LINES OF THE DAY

". . . But the past does not exist independently from the present. Indeed, the past is only past because there is a present, just as I can point to something over there only because I am here. But nothing is inherently over there or here. In that sense, the past has no content. The past -- or more accurately, pastness -- is a position. Thus, in no way can we identify the past as past." p. 15

". . . But we may want to keep in mind that deeds and words are not as distinguishable as often we presume. History does not belong only to its narrators, professional or amateur. While some of us debate what history is or was, others take it into their own hands." p. 153

Silencing the Past: Power and the Production of History (1995) by Michel-Rolph Trouillot

Saturday, January 16, 2021

Ireland Is Not The Western: Tana French's The Searcher

      . . . . These Are Some Times, happenin', eh? since I last posted.  The night before last el V was wakened by a clap of thunder from the big storm pounding the City.  He woke with a cry, leapt from the the bed, madly scrembling for clothes, yelling at me to get dressed and GET OUT! thinking a bomb had fallen.


That was the night I'd finished reading Tana French's The Searcher (2020). With this novel, she's back to earlier form, and in some ways surpasses the earlier books that were very good themselves and made her justified reputation. The critics one and all informed us at the top The Searcher is modeled on one of John Ford's swan songs of movie Western, The Searchers (1956). I know where the critics tipped to that idea, or think they did, most likely because they were told so think that by the press release. 

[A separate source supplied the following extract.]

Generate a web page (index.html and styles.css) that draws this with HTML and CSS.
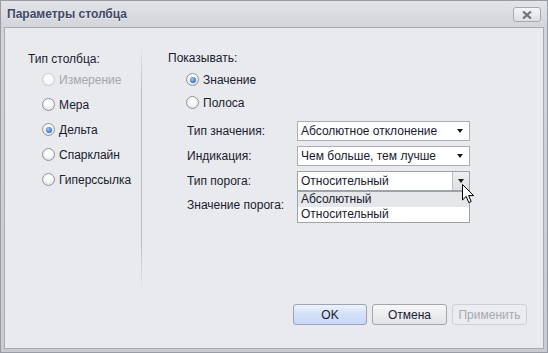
FILE: index.html
```html
<!DOCTYPE html>
<html lang="ru">
<head>
<meta charset="utf-8">
<title>Параметры столбца</title>
<link rel="stylesheet" href="styles.css">
</head>
<body>
<div class="window">
  <div class="titlebar">
    <span class="title">Параметры столбца</span>
    <button class="close" type="button" aria-label="Закрыть">
      <svg width="12" height="8" viewBox="0 0 12 8"><path d="M2 0.5 L10 7.5 M10 0.5 L2 7.5" stroke="#6e737e" stroke-width="2.2" fill="none"/></svg>
    </button>
  </div>
  <div class="client">
    <div class="main">
      <div class="left-col">
        <div class="group-label">Тип столбца:</div>
        <div class="radio-row disabled"><span class="radio"></span><span>Измерение</span></div>
        <div class="radio-row"><span class="radio"></span><span>Мера</span></div>
        <div class="radio-row"><span class="radio checked"></span><span>Дельта</span></div>
        <div class="radio-row"><span class="radio"></span><span>Спарклайн</span></div>
        <div class="radio-row"><span class="radio"></span><span>Гиперссылка</span></div>
      </div>
      <div class="separator"></div>
      <div class="right-col">
        <div class="group-label right">Показывать:</div>
        <div class="radio-row short"><span class="radio checked"></span><span>Значение</span></div>
        <div class="radio-row short"><span class="radio"></span><span>Полоса</span></div>
        <div class="form">
          <div class="form-row">
            <span class="form-label">Тип значения:</span>
            <div class="combo"><span class="combo-text">Абсолютное отклонение</span><span class="combo-btn"><span class="arrow"></span></span></div>
          </div>
          <div class="form-row">
            <span class="form-label">Индикация:</span>
            <div class="combo"><span class="combo-text">Чем больше, тем лучше</span><span class="combo-btn"><span class="arrow"></span></span></div>
          </div>
          <div class="form-row">
            <span class="form-label">Тип порога:</span>
            <div class="combo open">
              <span class="combo-text">Относительный</span><span class="combo-btn hot"><span class="arrow"></span></span>
              <div class="dropdown">
                <div class="item selected">Абсолютный</div>
                <div class="item">Относительный</div>
              </div>
              <svg class="cursor" width="13" height="20" viewBox="0 0 13 20"><path d="M0.5 0.5 L0.5 16 L4.2 12.4 L6.8 18.6 L9.2 17.6 L6.6 11.6 L11.6 11.6 Z" fill="#fff" stroke="#000" stroke-width="1" stroke-linejoin="miter"/></svg>
            </div>
          </div>
          <div class="form-row">
            <span class="form-label">Значение порога:</span>
          </div>
        </div>
      </div>
    </div>
    <div class="footer">
      <button class="btn default" type="button">OK</button>
      <button class="btn" type="button">Отмена</button>
      <button class="btn disabled" type="button">Применить</button>
    </div>
  </div>
</div>
</body>
</html>
```

FILE: styles.css
```css
* { box-sizing: border-box; }
html, body { margin: 0; padding: 0; }
body {
  width: 548px;
  height: 353px;
  font-family: "Liberation Sans", Arial, sans-serif;
  font-size: 12px;
  color: #18202e;
  background: #fff;
}
.window {
  width: 548px;
  height: 353px;
  display: flex;
  flex-direction: column;
  border: 1px solid #989ca6;
  background: linear-gradient(#e3e4e8, #d2d4d9 27px, #c9cbd1 100%);
  padding: 0 3px 3px 3px;
}
.titlebar {
  height: 26px;
  flex: none;
  display: flex;
  align-items: center;
  justify-content: space-between;
  padding-left: 3px;
}
.title {
  font-weight: bold;
  font-size: 12px;
  color: #3e4a66;
  text-shadow: 0 1px 0 rgba(255,255,255,0.5);
}
.close {
  width: 28px;
  height: 15px;
  margin-right: 3px;
  margin-top: 1px;
  border: 1px solid #a4a8b0;
  border-radius: 3px;
  background: linear-gradient(#f4f4f6, #dfe0e4);
  padding: 0;
  display: flex;
  align-items: center;
  justify-content: center;
}
.client {
  flex: 1;
  display: flex;
  flex-direction: column;
  background: #e9eaee;
  border: 1px solid #a8abb3;
}
.main {
  flex: 1;
  display: flex;
}
.left-col {
  width: 136px;
  padding: 23px 0 0 23px;
}
.group-label {
  height: 16px;
  line-height: 16px;
}
.group-label.right { margin-bottom: 2px; }
.radio-row {
  height: 25px;
  display: flex;
  align-items: center;
  padding-left: 14px;
}
.radio-row.short { height: 23px; padding-left: 18px; }
.radio-row.disabled { color: #a3a6ad; }
.radio {
  width: 13px;
  height: 13px;
  border-radius: 50%;
  border: 1px solid #8f939b;
  background: radial-gradient(circle at 50% 35%, #ffffff 30%, #e4e5e8 75%, #cfd1d6 100%);
  margin-right: 4px;
  flex: none;
  position: relative;
}
.radio-row.disabled .radio {
  border-color: #c6c8cd;
  background: radial-gradient(circle at 50% 35%, #fafafa 30%, #eeeff1 100%);
}
.radio.checked::after {
  content: "";
  position: absolute;
  left: 2.5px;
  top: 2.5px;
  width: 6px;
  height: 6px;
  border-radius: 50%;
  background: radial-gradient(circle at 40% 35%, #9ec0f2 0%, #4f7fd0 60%, #2d5aa8 100%);
  box-shadow: 0 0 1px #7b9ad0;
}
.separator {
  width: 1px;
  margin: 12px 0 9px 0;
  background: linear-gradient(#e9eaee, #babdc4 20%, #babdc4 80%, #e9eaee);
  flex: none;
}
.right-col {
  flex: 1;
  padding: 22px 0 0 26px;
}
.form {
  margin-top: 7px;
  display: flex;
  flex-direction: column;
  gap: 5px;
}
.form-row {
  height: 20px;
  display: flex;
  align-items: center;
  padding-left: 19px;
}
.form-row:last-child { margin-top: -1px; }
.form-label {
  width: 110px;
  flex: none;
}
.combo {
  width: 173px;
  height: 20px;
  border: 1px solid #abaeb5;
  background: #fff;
  display: flex;
  align-items: center;
  position: relative;
}
.combo-text {
  flex: 1;
  padding-left: 3px;
  white-space: nowrap;
}
.combo-btn {
  width: 17px;
  height: 18px;
  display: flex;
  align-items: center;
  justify-content: center;
}
.combo-btn.hot {
  background: linear-gradient(#eeeff1, #dcdee2);
  border-left: 1px solid #b9bcc3;
}
.combo.open { border-color: #9da1a9; }
.arrow {
  width: 0;
  height: 0;
  border-left: 3.5px solid transparent;
  border-right: 3.5px solid transparent;
  border-top: 4px solid #1b1b1b;
  margin-right: 1px;
}
.dropdown {
  position: absolute;
  left: -1px;
  top: 19px;
  width: 173px;
  border: 1px solid #9da1a9;
  background: #fff;
  z-index: 2;
}
.item {
  height: 15px;
  line-height: 15px;
  padding-left: 3px;
}
.item.selected { background: #e6e7ea; }
.cursor {
  position: absolute;
  left: 164px;
  top: 12px;
  z-index: 3;
}
.footer {
  flex: none;
  display: flex;
  justify-content: flex-end;
  gap: 5px;
  padding: 0 16px 23px 0;
}
.btn {
  width: 75px;
  height: 21px;
  border: 1px solid #a2a6ae;
  border-radius: 3px;
  background: linear-gradient(#f7f7f8, #e2e3e7);
  font-family: "Liberation Sans", Arial, sans-serif;
  font-size: 12px;
  color: #18202e;
  padding: 0;
}
.btn.default {
  width: 74px;
  background: linear-gradient(#eef3fd, #d3e0f8 50%, #c8d8f6);
  border-color: #9aa4b6;
}
.btn.disabled {
  color: #a6a9b0;
  border-color: #cdd0d5;
  background: #ebecef;
}
```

That’s the single weak element in French’s novel  – ruminations about young males and masculinity and the closing of the US's old West.  Ya really think an old guy in Ireland is gonna muse on that? Or a Chicago cop retired to Ireland?  One feels compelled here to speculate: did French read Greg Grandin’s The End of the Myth: From the Frontier to the Border Wall in the Mind of America, published in March 2019, while engaged writing this novel. It sure feels like it because those few sentences seem grafted from some other place upon a narrative and tone that otherwise feels organically sprung from the place where the novel is set, which sure as hell is the greatest antithesis to the vast, dry spaces of the west Texas-New Mexico-Arizona territory of Ford’s The Searchers.

Rural East Ireland

The rest of the elements in French’s The Searcher are also the inversion of the elements of Ford’s film, most of which I won’t mention for fear of spoilers, which would be a pity. But one can safely state that John Wayne, playing an ex-confederate, is nothing like French’s protagonist, Cal, the protagonist and point-of-view, a retired Chicago cop, dropped into an out-of-the-way contemporary rural community on the island of Ireland. Thus I truly wish the critics had shut up about The Searchers, because it’s a red herring, which adds nothing to the narrative, but rather, to the discerning reader, rather detracts.

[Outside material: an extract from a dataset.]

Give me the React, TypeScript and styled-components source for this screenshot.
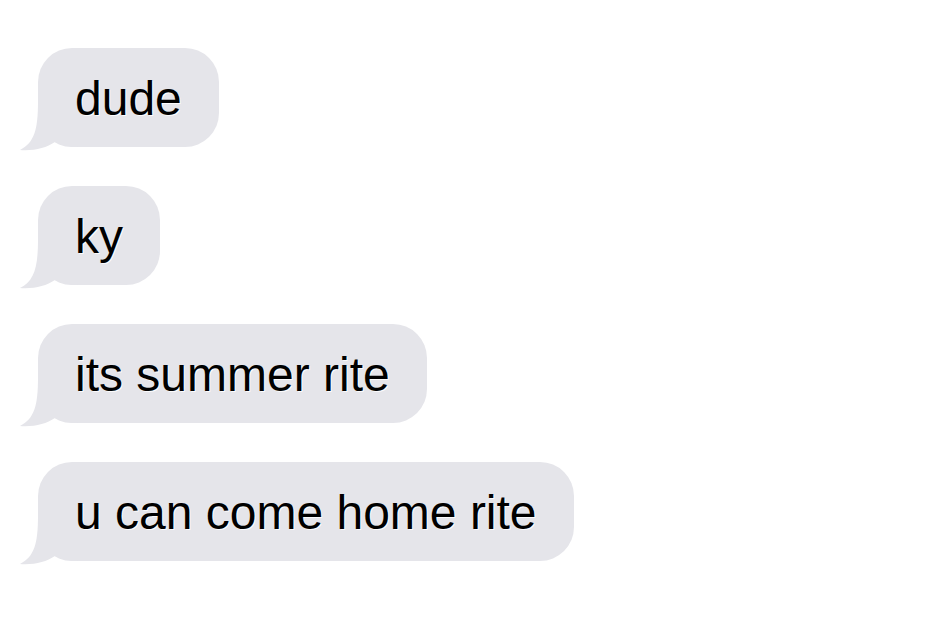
import styled, { createGlobalStyle } from "styled-components";

const messages: string[] = [
  "dude",
  "ky",
  "its summer rite",
  "u can come home rite",
];

const GlobalStyle = createGlobalStyle`
  html, body {
    margin: 0;
    padding: 0;
    background: #ffffff;
  }
`;

const Thread = styled.div`
  display: flex;
  flex-direction: column;
  align-items: flex-start;
  gap: 39px;
  padding: 48px 0 0 38px;
  width: 949px;
  height: 635px;
  box-sizing: border-box;
  overflow: hidden;
`;

const Bubble = styled.div`
  position: relative;
  display: flex;
  align-items: center;
  box-sizing: border-box;
  height: 99px;
  padding: 0 37px;
  border-radius: 34px;
  background: #e5e5ea;
  font-family: "Liberation Sans", Arial, sans-serif;
  font-size: 48px;
  line-height: 1;
  color: #000000;
  text-shadow: 1px 1px 0 rgba(255, 255, 255, 0.9);
  white-space: nowrap;
`;

const Text = styled.span`
  position: relative;
  top: 1px;
`;

const Tail = styled.svg`
  position: absolute;
  left: -20px;
  bottom: -5px;
  width: 80px;
  height: 50px;
  overflow: visible;
`;

const BubbleTail = () => (
  <Tail viewBox="0 0 80 50">
    <path
      d="M20 0 C20 28 16 41 2 48 C16 49 28 46 37 40 C47 45 60 45 78 45 L78 0 Z"
      fill="#e5e5ea"
    />
  </Tail>
);

const App = () => {
  return (
    <>
      <GlobalStyle />
      <Thread>
        {messages.map((m) => (
          <Bubble key={m}>
            <BubbleTail />
            <Text>{m}</Text>
          </Bubble>
        ))}
      </Thread>
    </>
  );
};

export default App;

The reason this novel is satisfying is because it doesn’t follow any previously generic template.  I can almost always predict exactly where things are going, etc. in any genre of fiction (or movie or television show), at this point.  But not in this novel of French's. 

Among the charming elements, the novel contains a Greek chorus of  ravens, the keen observers, commenting on the action and particularly upon Cal. He views them as a community, with both group and individual personality and expression.  When he thinks to himself the ravens are laughing at him, you agree, from the description of their action and sound. French does this though, without anthropomorphicizing the birds. The protag treats them with respect, and despite having a shotgun, and a being a hunter, he wouldn't think of shooting them, especially just for fun. It's deep rural Ireland, and the ravens belong there.

I took 5 nights to read it -- not binging through (not there's time anyway to binge through a novel in These Times).  It's so well written word for word and composed in rise and fall of action, with lovely rest places now and again, one is happy not to dash through in a single burst, but linger in the world of the novel for a while.